Exercise
Produce a word-for-word copy of the listing below without its pictures.

Information shown

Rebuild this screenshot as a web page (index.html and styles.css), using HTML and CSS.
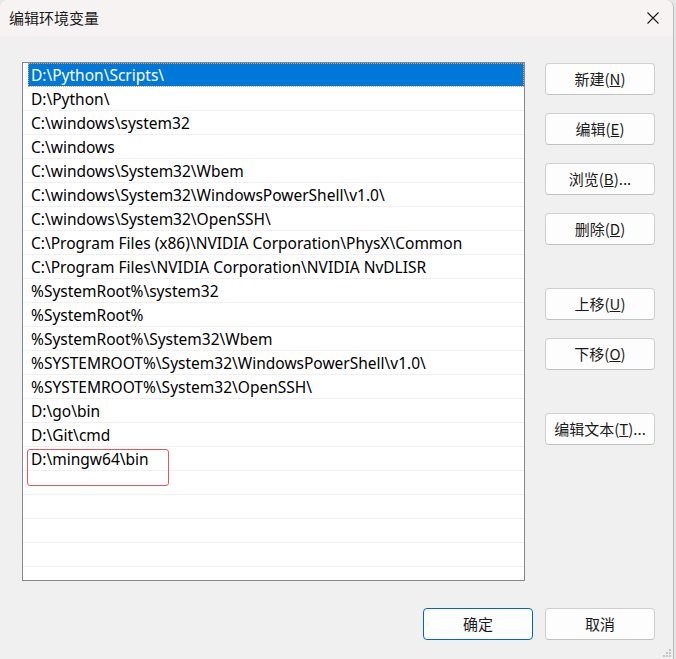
FILE: index.html
```html
<!DOCTYPE html>
<html lang="zh-CN">
<head>
<meta charset="utf-8">
<title>编辑环境变量</title>
<link rel="stylesheet" href="styles.css">
</head>
<body>
<div class="window">
  <div class="titlebar">
    <span class="title">编辑环境变量</span>
    <svg class="close" width="12" height="12" viewBox="0 0 12 12"><path d="M0.5 0.5 L11.5 11.5 M11.5 0.5 L0.5 11.5" stroke="#1a1a1a" stroke-width="1.1" fill="none"/></svg>
  </div>
  <div class="content">
    <div class="listbox">
      <div class="row selected"><span class="cell">D:\Python\Scripts\</span></div>
      <div class="row"><span class="cell">D:\Python\</span></div>
      <div class="row"><span class="cell">C:\windows\system32</span></div>
      <div class="row"><span class="cell">C:\windows</span></div>
      <div class="row"><span class="cell">C:\windows\System32\Wbem</span></div>
      <div class="row"><span class="cell">C:\windows\System32\WindowsPowerShell\v1.0\</span></div>
      <div class="row"><span class="cell">C:\windows\System32\OpenSSH\</span></div>
      <div class="row"><span class="cell">C:\Program Files (x86)\NVIDIA Corporation\PhysX\Common</span></div>
      <div class="row"><span class="cell">C:\Program Files\NVIDIA Corporation\NVIDIA NvDLISR</span></div>
      <div class="row"><span class="cell">%SystemRoot%\system32</span></div>
      <div class="row"><span class="cell">%SystemRoot%</span></div>
      <div class="row"><span class="cell">%SystemRoot%\System32\Wbem</span></div>
      <div class="row"><span class="cell">%SYSTEMROOT%\System32\WindowsPowerShell\v1.0\</span></div>
      <div class="row"><span class="cell">%SYSTEMROOT%\System32\OpenSSH\</span></div>
      <div class="row"><span class="cell">D:\go\bin</span></div>
      <div class="row"><span class="cell">D:\Git\cmd</span></div>
      <div class="row"><span class="cell">D:\mingw64\bin</span></div>
      <div class="row"></div>
      <div class="row"></div>
      <div class="row"></div>
      <div class="row"></div>
      <div class="row"></div>
      <div class="highlight"></div>
    </div>
    <div class="side">
      <button class="btn">新建(<u>N</u>)</button>
      <button class="btn">编辑(<u>E</u>)</button>
      <button class="btn">浏览(<u>B</u>)...</button>
      <button class="btn">删除(<u>D</u>)</button>
      <button class="btn group">上移(<u>U</u>)</button>
      <button class="btn">下移(<u>O</u>)</button>
      <button class="btn group">编辑文本(<u>T</u>)...</button>
    </div>
  </div>
  <div class="footer">
    <button class="btn default">确定</button>
    <button class="btn">取消</button>
  </div>
  <svg class="grip" width="10" height="10" viewBox="0 0 10 10">
    <rect x="7" y="1" width="2" height="2" fill="#c4c4c4"/>
    <rect x="4" y="4" width="2" height="2" fill="#c4c4c4"/>
    <rect x="7" y="4" width="2" height="2" fill="#c4c4c4"/>
    <rect x="1" y="7" width="2" height="2" fill="#c4c4c4"/>
    <rect x="4" y="7" width="2" height="2" fill="#c4c4c4"/>
    <rect x="7" y="7" width="2" height="2" fill="#c4c4c4"/>
  </svg>
</div>
</body>
</html>
```
FILE: styles.css
```css
html, body {
  margin: 0;
  padding: 0;
}
body {
  background: #e6e6e6;
  width: 676px;
  height: 659px;
  overflow: hidden;
  font-family: "Noto Sans", "Noto Sans CJK SC", sans-serif;
  font-size: 15px;
  color: #000;
}
.window {
  position: relative;
  width: 673px;
  height: 659px;
  background: #f0f0f0;
  border-right: 1px solid #b9b9b9;
  border-top-left-radius: 8px;
  border-top-right-radius: 8px;
  overflow: hidden;
  display: flex;
  flex-direction: column;
}
.titlebar {
  height: 36px;
  flex: none;
  background: #f7f3f2;
  display: flex;
  align-items: center;
  justify-content: space-between;
  padding: 0 14px 0 9px;
}
.title {
  font-family: "Noto Sans CJK SC", sans-serif;
  font-size: 15px;
  color: #1a1a1a;
  margin-top: -2px;
}
.close {
  margin-top: -1px;
}
.content {
  display: flex;
  align-items: flex-start;
  padding: 26px 0 0 22px;
}
.listbox {
  position: relative;
  width: 501px;
  height: 517px;
  border: 1px solid #828790;
  background: #fff;
  overflow: hidden;
  flex: none;
}
.row {
  height: 23px;
  border-bottom: 1px solid #f0f0f0;
  display: flex;
  align-items: center;
}
.cell {
  padding-left: 8px;
  padding-top: 2px;
  white-space: nowrap;
  font-size: 15.5px;
  line-height: 21px;
}
.row.selected {
  margin-left: 5px;
  background: #0078d7;
  color: #fff;
  outline: 1px dotted #e7a15a;
  outline-offset: -1px;
}
.row.selected .cell {
  padding-left: 3px;
}
.highlight {
  position: absolute;
  left: 4px;
  top: 386px;
  width: 140px;
  height: 35px;
  border: 1.5px solid #e9555a;
  border-radius: 3px;
}
.side {
  display: flex;
  flex-direction: column;
  margin-left: 20px;
  margin-top: 1px;
  gap: 18px;
}
.btn {
  width: 110px;
  height: 32px;
  box-sizing: border-box;
  background: #fdfdfd;
  border: 1px solid #d0d0d0;
  border-bottom-color: #c2c2c2;
  border-radius: 4px;
  font-family: "Noto Sans CJK SC", sans-serif;
  font-size: 15px;
  color: #1a1a1a;
  padding: 0;
  line-height: 30px;
}
.btn.group {
  margin-top: 25px;
}
.footer {
  display: flex;
  justify-content: flex-end;
  gap: 12px;
  padding: 27px 18px 0 0;
}
.btn.default {
  border: 1px solid #0067c0;
}
.grip {
  position: absolute;
  right: 1px;
  bottom: 1px;
}
```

Answer to this task
Rebuild this screenshot as a web page (index.html and styles.css), using HTML and CSS.
FILE: index.html
```html
<!DOCTYPE html>
<html lang="zh-CN">
<head>
<meta charset="utf-8">
<title>编辑环境变量</title>
<link rel="stylesheet" href="styles.css">
</head>
<body>
<div class="window">
  <div class="titlebar">
    <span class="title">编辑环境变量</span>
    <svg class="close" width="12" height="12" viewBox="0 0 12 12"><path d="M0.5 0.5 L11.5 11.5 M11.5 0.5 L0.5 11.5" stroke="#1a1a1a" stroke-width="1.1" fill="none"/></svg>
  </div>
  <div class="content">
    <div class="listbox">
      <div class="row selected"><span class="cell">D:\Python\Scripts\</span></div>
      <div class="row"><span class="cell">D:\Python\</span></div>
      <div class="row"><span class="cell">C:\windows\system32</span></div>
      <div class="row"><span class="cell">C:\windows</span></div>
      <div class="row"><span class="cell">C:\windows\System32\Wbem</span></div>
      <div class="row"><span class="cell">C:\windows\System32\WindowsPowerShell\v1.0\</span></div>
      <div class="row"><span class="cell">C:\windows\System32\OpenSSH\</span></div>
      <div class="row"><span class="cell">C:\Program Files (x86)\NVIDIA Corporation\PhysX\Common</span></div>
      <div class="row"><span class="cell">C:\Program Files\NVIDIA Corporation\NVIDIA NvDLISR</span></div>
      <div class="row"><span class="cell">%SystemRoot%\system32</span></div>
      <div class="row"><span class="cell">%SystemRoot%</span></div>
      <div class="row"><span class="cell">%SystemRoot%\System32\Wbem</span></div>
      <div class="row"><span class="cell">%SYSTEMROOT%\System32\WindowsPowerShell\v1.0\</span></div>
      <div class="row"><span class="cell">%SYSTEMROOT%\System32\OpenSSH\</span></div>
      <div class="row"><span class="cell">D:\go\bin</span></div>
      <div class="row"><span class="cell">D:\Git\cmd</span></div>
      <div class="row"><span class="cell">D:\mingw64\bin</span></div>
      <div class="row"></div>
      <div class="row"></div>
      <div class="row"></div>
      <div class="row"></div>
      <div class="row"></div>
      <div class="highlight"></div>
    </div>
    <div class="side">
      <button class="btn">新建(<u>N</u>)</button>
      <button class="btn">编辑(<u>E</u>)</button>
      <button class="btn">浏览(<u>B</u>)...</button>
      <button class="btn">删除(<u>D</u>)</button>
      <button class="btn group">上移(<u>U</u>)</button>
      <button class="btn">下移(<u>O</u>)</button>
      <button class="btn group">编辑文本(<u>T</u>)...</button>
    </div>
  </div>
  <div class="footer">
    <button class="btn default">确定</button>
    <button class="btn">取消</button>
  </div>
  <svg class="grip" width="10" height="10" viewBox="0 0 10 10">
    <rect x="7" y="1" width="2" height="2" fill="#c4c4c4"/>
    <rect x="4" y="4" width="2" height="2" fill="#c4c4c4"/>
    <rect x="7" y="4" width="2" height="2" fill="#c4c4c4"/>
    <rect x="1" y="7" width="2" height="2" fill="#c4c4c4"/>
    <rect x="4" y="7" width="2" height="2" fill="#c4c4c4"/>
    <rect x="7" y="7" width="2" height="2" fill="#c4c4c4"/>
  </svg>
</div>
</body>
</html>
```
FILE: styles.css
```css
html, body {
  margin: 0;
  padding: 0;
}
body {
  background: #e6e6e6;
  width: 676px;
  height: 659px;
  overflow: hidden;
  font-family: "Noto Sans", "Noto Sans CJK SC", sans-serif;
  font-size: 15px;
  color: #000;
}
.window {
  position: relative;
  width: 673px;
  height: 659px;
  background: #f0f0f0;
  border-right: 1px solid #b9b9b9;
  border-top-left-radius: 8px;
  border-top-right-radius: 8px;
  overflow: hidden;
  display: flex;
  flex-direction: column;
}
.titlebar {
  height: 36px;
  flex: none;
  background: #f7f3f2;
  display: flex;
  align-items: center;
  justify-content: space-between;
  padding: 0 14px 0 9px;
}
.title {
  font-family: "Noto Sans CJK SC", sans-serif;
  font-size: 15px;
  color: #1a1a1a;
  margin-top: -2px;
}
.close {
  margin-top: -1px;
}
.content {
  display: flex;
  align-items: flex-start;
  padding: 26px 0 0 22px;
}
.listbox {
  position: relative;
  width: 501px;
  height: 517px;
  border: 1px solid #828790;
  background: #fff;
  overflow: hidden;
  flex: none;
}
.row {
  height: 23px;
  border-bottom: 1px solid #f0f0f0;
  display: flex;
  align-items: center;
}
.cell {
  padding-left: 8px;
  padding-top: 2px;
  white-space: nowrap;
  font-size: 15.5px;
  line-height: 21px;
}
.row.selected {
  margin-left: 5px;
  background: #0078d7;
  color: #fff;
  outline: 1px dotted #e7a15a;
  outline-offset: -1px;
}
.row.selected .cell {
  padding-left: 3px;
}
.highlight {
  position: absolute;
  left: 4px;
  top: 386px;
  width: 140px;
  height: 35px;
  border: 1.5px solid #e9555a;
  border-radius: 3px;
}
.side {
  display: flex;
  flex-direction: column;
  margin-left: 20px;
  margin-top: 1px;
  gap: 18px;
}
.btn {
  width: 110px;
  height: 32px;
  box-sizing: border-box;
  background: #fdfdfd;
  border: 1px solid #d0d0d0;
  border-bottom-color: #c2c2c2;
  border-radius: 4px;
  font-family: "Noto Sans CJK SC", sans-serif;
  font-size: 15px;
  color: #1a1a1a;
  padding: 0;
  line-height: 30px;
}
.btn.group {
  margin-top: 25px;
}
.footer {
  display: flex;
  justify-content: flex-end;
  gap: 12px;
  padding: 27px 18px 0 0;
}
.btn.default {
  border: 1px solid #0067c0;
}
.grip {
  position: absolute;
  right: 1px;
  bottom: 1px;
}
```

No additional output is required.